What is needed. Starting at the line that contains "Convert this screenshot" and stopping after the line that contains "type Side = 'left' | 'right';", copy the lines exactly. Pictures are left out.

Supplied data.

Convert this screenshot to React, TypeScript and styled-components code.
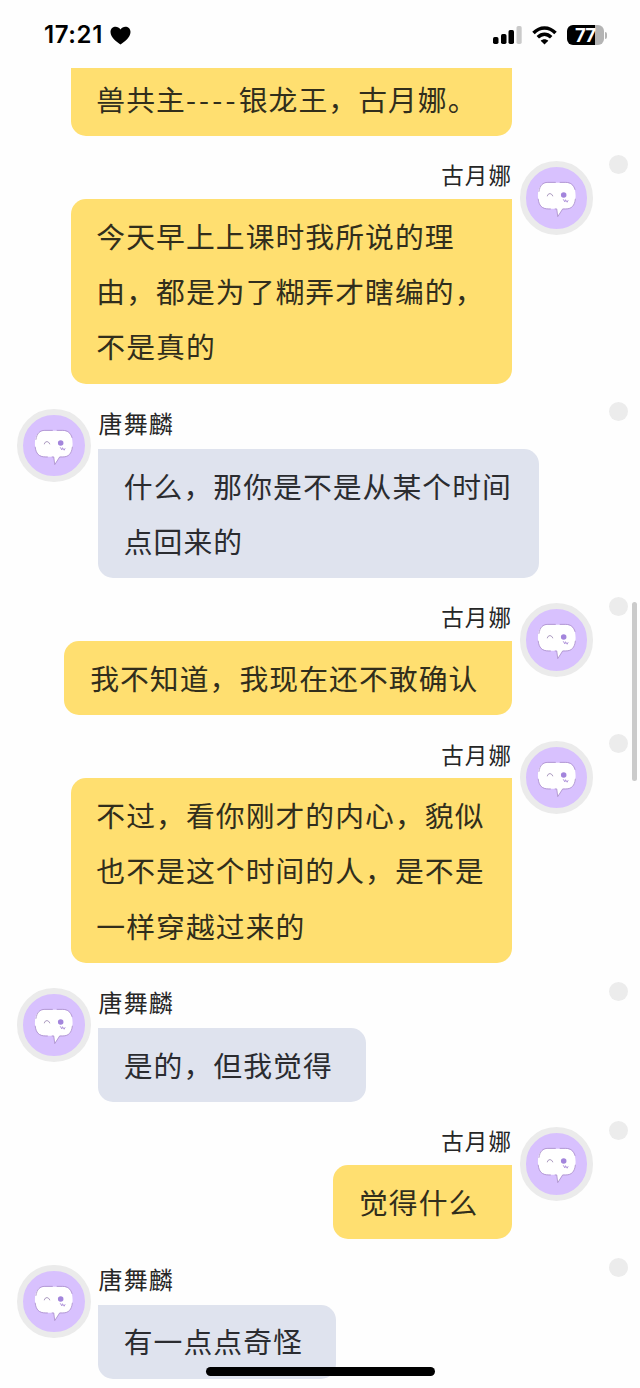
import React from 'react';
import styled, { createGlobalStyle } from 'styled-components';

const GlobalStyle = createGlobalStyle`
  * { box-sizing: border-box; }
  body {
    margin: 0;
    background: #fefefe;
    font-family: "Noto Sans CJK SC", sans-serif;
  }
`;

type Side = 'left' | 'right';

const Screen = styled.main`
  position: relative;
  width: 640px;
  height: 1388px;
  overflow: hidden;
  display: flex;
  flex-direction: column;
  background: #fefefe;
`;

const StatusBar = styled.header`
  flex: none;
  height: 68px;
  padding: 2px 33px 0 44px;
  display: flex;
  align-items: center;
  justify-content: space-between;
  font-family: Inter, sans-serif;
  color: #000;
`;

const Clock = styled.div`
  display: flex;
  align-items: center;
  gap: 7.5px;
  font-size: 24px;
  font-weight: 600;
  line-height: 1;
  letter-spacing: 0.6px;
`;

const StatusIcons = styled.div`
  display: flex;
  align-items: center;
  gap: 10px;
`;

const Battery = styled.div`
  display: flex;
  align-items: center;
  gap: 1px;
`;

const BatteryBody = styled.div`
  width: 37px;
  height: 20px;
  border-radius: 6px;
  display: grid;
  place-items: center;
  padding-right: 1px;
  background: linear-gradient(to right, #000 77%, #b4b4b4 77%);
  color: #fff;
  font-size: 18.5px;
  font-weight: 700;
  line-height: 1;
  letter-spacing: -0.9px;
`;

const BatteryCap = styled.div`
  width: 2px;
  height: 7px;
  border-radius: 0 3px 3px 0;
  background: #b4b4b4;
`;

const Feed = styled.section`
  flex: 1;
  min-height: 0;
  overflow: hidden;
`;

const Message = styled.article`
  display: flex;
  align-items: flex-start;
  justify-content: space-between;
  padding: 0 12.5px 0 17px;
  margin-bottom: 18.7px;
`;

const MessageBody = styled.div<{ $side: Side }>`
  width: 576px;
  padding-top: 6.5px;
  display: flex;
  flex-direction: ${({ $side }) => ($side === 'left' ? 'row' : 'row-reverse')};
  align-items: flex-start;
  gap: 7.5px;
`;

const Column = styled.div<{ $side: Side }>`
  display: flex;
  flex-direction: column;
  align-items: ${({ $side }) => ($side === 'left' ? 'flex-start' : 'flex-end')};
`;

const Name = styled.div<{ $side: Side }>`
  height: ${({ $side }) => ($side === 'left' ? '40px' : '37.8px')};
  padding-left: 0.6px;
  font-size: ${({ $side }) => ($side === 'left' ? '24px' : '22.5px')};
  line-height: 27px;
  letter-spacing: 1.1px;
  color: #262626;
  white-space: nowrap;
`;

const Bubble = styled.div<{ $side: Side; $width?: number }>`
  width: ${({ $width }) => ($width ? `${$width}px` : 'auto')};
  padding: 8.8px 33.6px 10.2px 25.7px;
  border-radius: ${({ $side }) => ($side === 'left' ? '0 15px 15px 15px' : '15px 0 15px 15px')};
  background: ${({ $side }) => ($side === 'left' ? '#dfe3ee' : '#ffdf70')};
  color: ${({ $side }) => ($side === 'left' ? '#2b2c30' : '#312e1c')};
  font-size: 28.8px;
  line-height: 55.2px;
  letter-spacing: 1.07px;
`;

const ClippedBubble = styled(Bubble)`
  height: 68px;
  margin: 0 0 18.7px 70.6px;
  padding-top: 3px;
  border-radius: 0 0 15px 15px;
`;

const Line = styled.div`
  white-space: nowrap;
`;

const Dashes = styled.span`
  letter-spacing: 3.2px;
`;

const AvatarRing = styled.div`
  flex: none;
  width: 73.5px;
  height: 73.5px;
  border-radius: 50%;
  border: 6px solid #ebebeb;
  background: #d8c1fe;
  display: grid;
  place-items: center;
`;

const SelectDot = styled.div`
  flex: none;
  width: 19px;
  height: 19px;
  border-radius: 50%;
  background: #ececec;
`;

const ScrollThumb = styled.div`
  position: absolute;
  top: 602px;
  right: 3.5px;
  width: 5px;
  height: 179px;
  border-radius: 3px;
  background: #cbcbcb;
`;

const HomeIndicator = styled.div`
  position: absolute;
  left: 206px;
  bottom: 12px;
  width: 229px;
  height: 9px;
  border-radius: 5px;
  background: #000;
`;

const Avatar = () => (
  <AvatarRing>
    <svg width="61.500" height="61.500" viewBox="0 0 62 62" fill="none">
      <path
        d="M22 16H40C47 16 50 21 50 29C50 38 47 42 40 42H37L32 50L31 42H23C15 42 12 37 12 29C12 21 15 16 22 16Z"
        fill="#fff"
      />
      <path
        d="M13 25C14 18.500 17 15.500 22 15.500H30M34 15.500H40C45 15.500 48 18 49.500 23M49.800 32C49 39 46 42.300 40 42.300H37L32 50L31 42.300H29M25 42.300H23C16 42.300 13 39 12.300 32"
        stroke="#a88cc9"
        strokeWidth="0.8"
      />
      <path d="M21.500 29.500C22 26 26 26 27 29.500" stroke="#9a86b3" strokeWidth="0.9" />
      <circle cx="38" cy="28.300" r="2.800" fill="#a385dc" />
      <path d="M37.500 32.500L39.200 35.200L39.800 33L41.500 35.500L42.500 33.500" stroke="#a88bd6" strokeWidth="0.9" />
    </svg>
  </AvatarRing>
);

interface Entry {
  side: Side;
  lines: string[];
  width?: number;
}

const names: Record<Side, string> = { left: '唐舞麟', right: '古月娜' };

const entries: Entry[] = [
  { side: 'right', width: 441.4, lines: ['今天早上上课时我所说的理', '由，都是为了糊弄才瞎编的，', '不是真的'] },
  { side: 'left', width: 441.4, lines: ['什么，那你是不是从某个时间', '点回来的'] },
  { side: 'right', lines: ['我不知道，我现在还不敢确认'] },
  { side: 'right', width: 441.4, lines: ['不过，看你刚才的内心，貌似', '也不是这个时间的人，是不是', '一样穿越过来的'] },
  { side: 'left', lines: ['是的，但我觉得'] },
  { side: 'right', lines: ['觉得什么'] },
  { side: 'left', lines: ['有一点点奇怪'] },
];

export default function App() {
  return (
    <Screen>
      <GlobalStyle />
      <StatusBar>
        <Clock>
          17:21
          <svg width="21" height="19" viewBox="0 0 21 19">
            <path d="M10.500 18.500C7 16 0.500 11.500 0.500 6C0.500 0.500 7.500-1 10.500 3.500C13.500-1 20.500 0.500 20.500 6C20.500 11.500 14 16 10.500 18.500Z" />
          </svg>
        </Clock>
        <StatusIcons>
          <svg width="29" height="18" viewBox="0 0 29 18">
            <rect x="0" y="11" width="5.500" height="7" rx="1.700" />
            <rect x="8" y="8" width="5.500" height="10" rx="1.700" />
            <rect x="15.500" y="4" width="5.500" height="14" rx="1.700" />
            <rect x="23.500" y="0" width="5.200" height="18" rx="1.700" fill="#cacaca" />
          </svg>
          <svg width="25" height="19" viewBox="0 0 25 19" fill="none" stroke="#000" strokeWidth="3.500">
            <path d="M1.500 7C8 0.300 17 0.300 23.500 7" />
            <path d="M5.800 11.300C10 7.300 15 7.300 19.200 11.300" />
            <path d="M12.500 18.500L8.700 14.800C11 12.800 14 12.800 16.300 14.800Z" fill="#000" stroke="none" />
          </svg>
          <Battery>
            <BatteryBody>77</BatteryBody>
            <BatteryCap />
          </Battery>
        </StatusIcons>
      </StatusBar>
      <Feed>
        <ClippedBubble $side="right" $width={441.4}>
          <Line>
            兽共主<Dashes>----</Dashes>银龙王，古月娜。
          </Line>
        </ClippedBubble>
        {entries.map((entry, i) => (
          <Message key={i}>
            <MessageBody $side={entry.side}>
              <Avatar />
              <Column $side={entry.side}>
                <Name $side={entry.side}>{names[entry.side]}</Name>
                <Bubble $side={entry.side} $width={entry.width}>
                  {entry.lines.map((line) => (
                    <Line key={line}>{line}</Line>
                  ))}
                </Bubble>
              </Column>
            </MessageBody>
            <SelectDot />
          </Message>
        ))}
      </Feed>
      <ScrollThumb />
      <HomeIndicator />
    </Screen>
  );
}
--
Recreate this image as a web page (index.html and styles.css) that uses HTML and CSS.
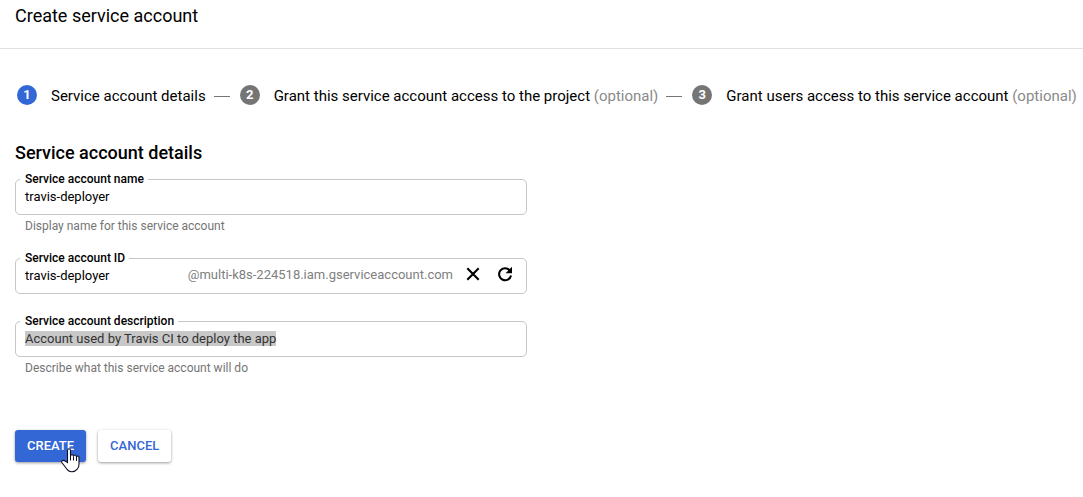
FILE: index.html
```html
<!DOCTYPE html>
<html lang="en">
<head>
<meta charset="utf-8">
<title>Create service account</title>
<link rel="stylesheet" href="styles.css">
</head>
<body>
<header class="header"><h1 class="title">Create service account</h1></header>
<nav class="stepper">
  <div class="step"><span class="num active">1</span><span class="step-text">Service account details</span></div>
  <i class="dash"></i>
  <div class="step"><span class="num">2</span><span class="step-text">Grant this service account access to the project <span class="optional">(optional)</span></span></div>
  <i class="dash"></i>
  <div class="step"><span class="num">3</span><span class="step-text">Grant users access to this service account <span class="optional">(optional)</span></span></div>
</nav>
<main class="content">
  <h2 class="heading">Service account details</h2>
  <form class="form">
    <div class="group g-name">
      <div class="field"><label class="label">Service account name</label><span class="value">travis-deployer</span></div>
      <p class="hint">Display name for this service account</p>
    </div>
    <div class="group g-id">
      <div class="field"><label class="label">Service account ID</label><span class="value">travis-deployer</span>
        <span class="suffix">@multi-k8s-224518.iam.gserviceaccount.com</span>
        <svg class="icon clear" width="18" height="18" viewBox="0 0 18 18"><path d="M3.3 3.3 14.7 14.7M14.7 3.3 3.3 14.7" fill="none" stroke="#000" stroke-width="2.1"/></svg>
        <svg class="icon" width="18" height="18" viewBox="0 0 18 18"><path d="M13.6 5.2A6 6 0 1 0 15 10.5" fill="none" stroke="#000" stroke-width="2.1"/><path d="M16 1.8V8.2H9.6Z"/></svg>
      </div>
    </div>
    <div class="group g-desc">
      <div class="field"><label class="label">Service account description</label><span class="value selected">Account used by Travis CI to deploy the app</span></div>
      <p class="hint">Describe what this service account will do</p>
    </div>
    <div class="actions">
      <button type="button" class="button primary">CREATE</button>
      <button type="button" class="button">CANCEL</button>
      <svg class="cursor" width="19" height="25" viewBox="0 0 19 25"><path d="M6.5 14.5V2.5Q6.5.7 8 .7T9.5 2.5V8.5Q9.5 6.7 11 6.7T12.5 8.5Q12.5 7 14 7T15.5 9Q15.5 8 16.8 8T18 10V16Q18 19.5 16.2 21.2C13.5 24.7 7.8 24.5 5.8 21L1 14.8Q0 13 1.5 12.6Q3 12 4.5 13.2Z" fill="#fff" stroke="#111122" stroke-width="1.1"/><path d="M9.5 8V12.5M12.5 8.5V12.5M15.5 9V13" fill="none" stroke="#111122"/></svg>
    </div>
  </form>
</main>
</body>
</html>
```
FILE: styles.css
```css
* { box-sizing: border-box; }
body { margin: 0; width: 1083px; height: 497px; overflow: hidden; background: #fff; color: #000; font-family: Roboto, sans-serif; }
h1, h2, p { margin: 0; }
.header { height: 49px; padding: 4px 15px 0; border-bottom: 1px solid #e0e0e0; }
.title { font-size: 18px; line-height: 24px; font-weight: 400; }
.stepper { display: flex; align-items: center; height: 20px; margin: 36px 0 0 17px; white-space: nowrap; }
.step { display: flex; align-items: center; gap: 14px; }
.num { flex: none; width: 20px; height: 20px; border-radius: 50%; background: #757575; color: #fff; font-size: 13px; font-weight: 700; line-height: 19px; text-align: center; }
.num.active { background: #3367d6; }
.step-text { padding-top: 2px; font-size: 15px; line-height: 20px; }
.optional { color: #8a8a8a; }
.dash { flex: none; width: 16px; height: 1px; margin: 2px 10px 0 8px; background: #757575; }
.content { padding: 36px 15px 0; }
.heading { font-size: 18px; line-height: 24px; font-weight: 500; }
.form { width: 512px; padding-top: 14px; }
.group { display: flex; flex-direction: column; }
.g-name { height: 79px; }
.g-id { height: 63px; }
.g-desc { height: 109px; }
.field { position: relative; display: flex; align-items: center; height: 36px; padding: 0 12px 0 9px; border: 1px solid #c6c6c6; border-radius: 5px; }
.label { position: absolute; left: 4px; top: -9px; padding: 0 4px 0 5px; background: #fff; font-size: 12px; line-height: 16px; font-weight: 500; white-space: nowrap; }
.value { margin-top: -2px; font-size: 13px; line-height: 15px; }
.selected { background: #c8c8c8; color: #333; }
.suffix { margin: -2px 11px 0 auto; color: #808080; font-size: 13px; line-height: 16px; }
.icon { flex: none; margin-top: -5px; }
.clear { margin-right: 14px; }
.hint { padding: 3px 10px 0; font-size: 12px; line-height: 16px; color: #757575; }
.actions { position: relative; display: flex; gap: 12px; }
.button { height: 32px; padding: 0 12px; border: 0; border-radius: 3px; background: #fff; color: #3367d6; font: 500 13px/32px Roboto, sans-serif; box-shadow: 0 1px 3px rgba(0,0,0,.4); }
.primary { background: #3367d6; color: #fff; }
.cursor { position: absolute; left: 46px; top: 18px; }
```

Problem solution.
Convert this screenshot to React, TypeScript and styled-components code.
import React from 'react';
import styled, { createGlobalStyle } from 'styled-components';

const GlobalStyle = createGlobalStyle`
  * { box-sizing: border-box; }
  body {
    margin: 0;
    background: #fefefe;
    font-family: "Noto Sans CJK SC", sans-serif;
  }
`;

type Side = 'left' | 'right';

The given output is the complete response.